Wednesday, July 13, 2011

Passing through the Neighborhood of Introspection

I slowly drove up the hill. I had done this simple act what felt like a million times in my life. This time I was only driving past. It was dark out. I could see the trash cans against the garage door. As I passed slowly I could see through the picture window into the kitchen to the kitchen window. I could see the window valance.  It was mine. They still had it up. Instantaneously I felt like crying. I could never go in again.  The only house I had ever known growing up and then purchasing it as an adult was occupied by other people and would always be.

This feeling lingered with me as I wound my way through the other subdivisions to my parents' home where I am staying. I looked up at the moon and it seemed to be simmering in a haze. I heard loud, in a clear voice inside me say "You can never go back."  The longer I spend in South Bend, the more I miss about it, however. As I travelled the back roads tonight my imagination pulled a memory forward of a snowy night where the snow is swirling and twisting and dancing on the road. I haven't seen snow in over 4 years. Snow reminds me of Christmas Eve and luminaires, mid-winter euchre parties, running noses as you bend to hoist the snow off the driveway onto the snow-covered grass. Did I want to come back to that? I've never been fond of snow or winter for that matter. Sometimes though, you want what you can't have.
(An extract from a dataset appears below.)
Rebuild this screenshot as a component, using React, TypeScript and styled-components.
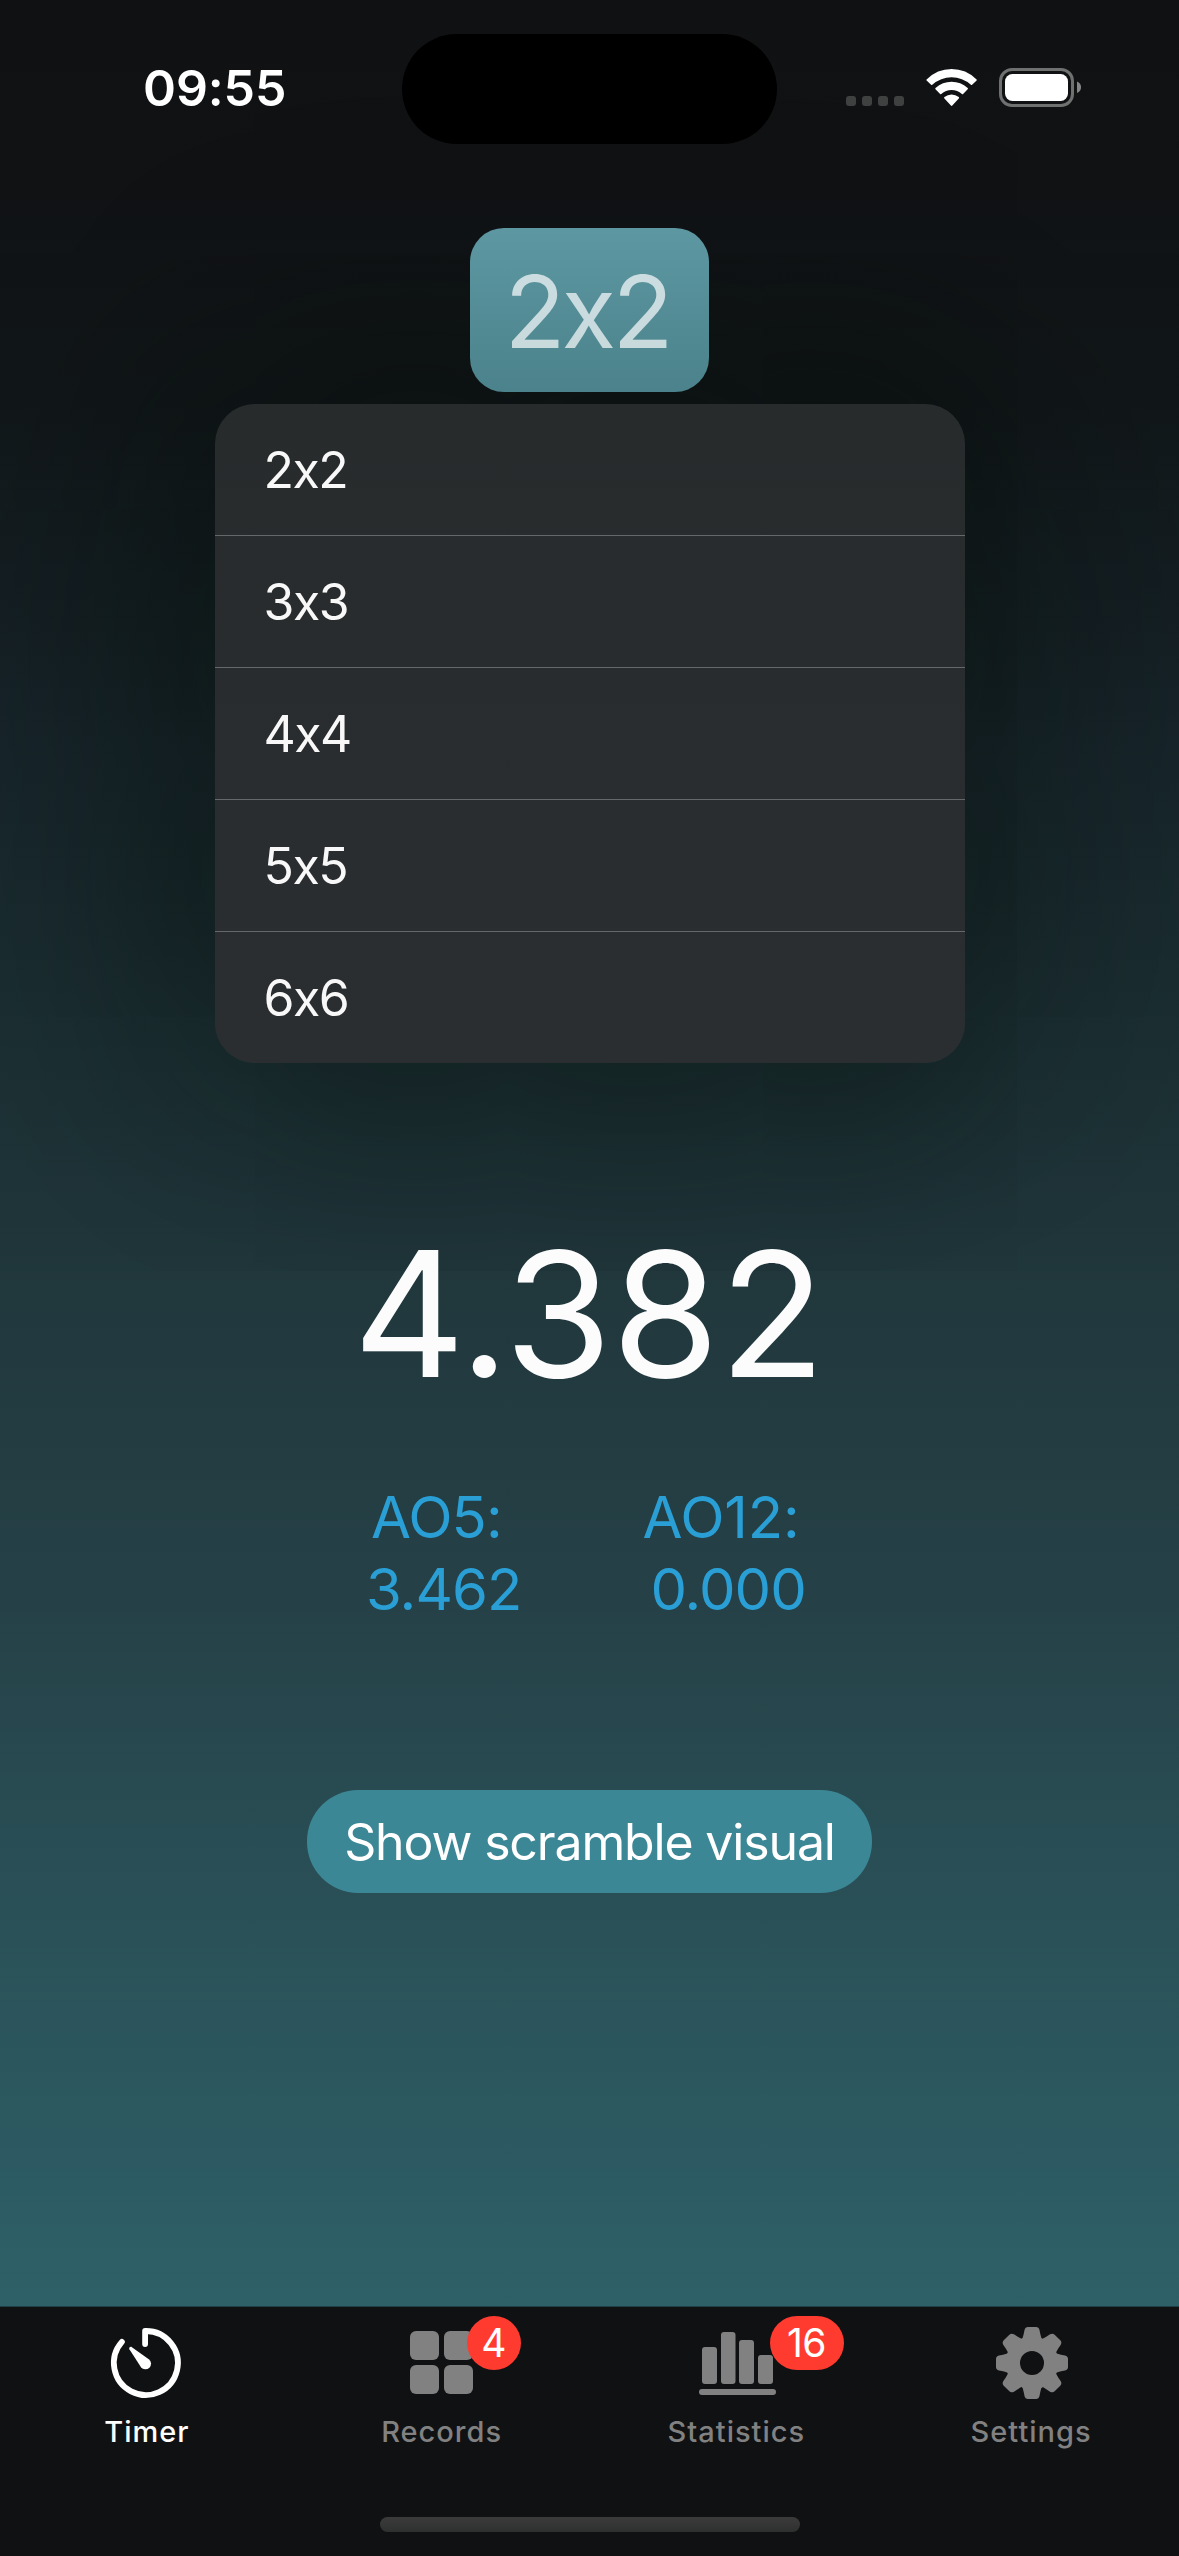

I'm jobless and penniless yet rich with family and friends.  It think about the idealic childhood I had here. Even the beginning of my children's lives were started here.  Cook-outs, tee ball, soccer and church functions kept us busy. I don't have that in Florida. Now I have friends here that I have known for years that are also going through divorce and are my age. Can't I have the best of both worlds? Can't I take all these people and experience back down to Florida?  Why can't someone just find me a fantastic job right here? My kids would benefit from the experiences here. I am struggling with where I can, should and be allowed to be. There doesn't seem to be an answer. I just want to be happy but most of all do the right thing.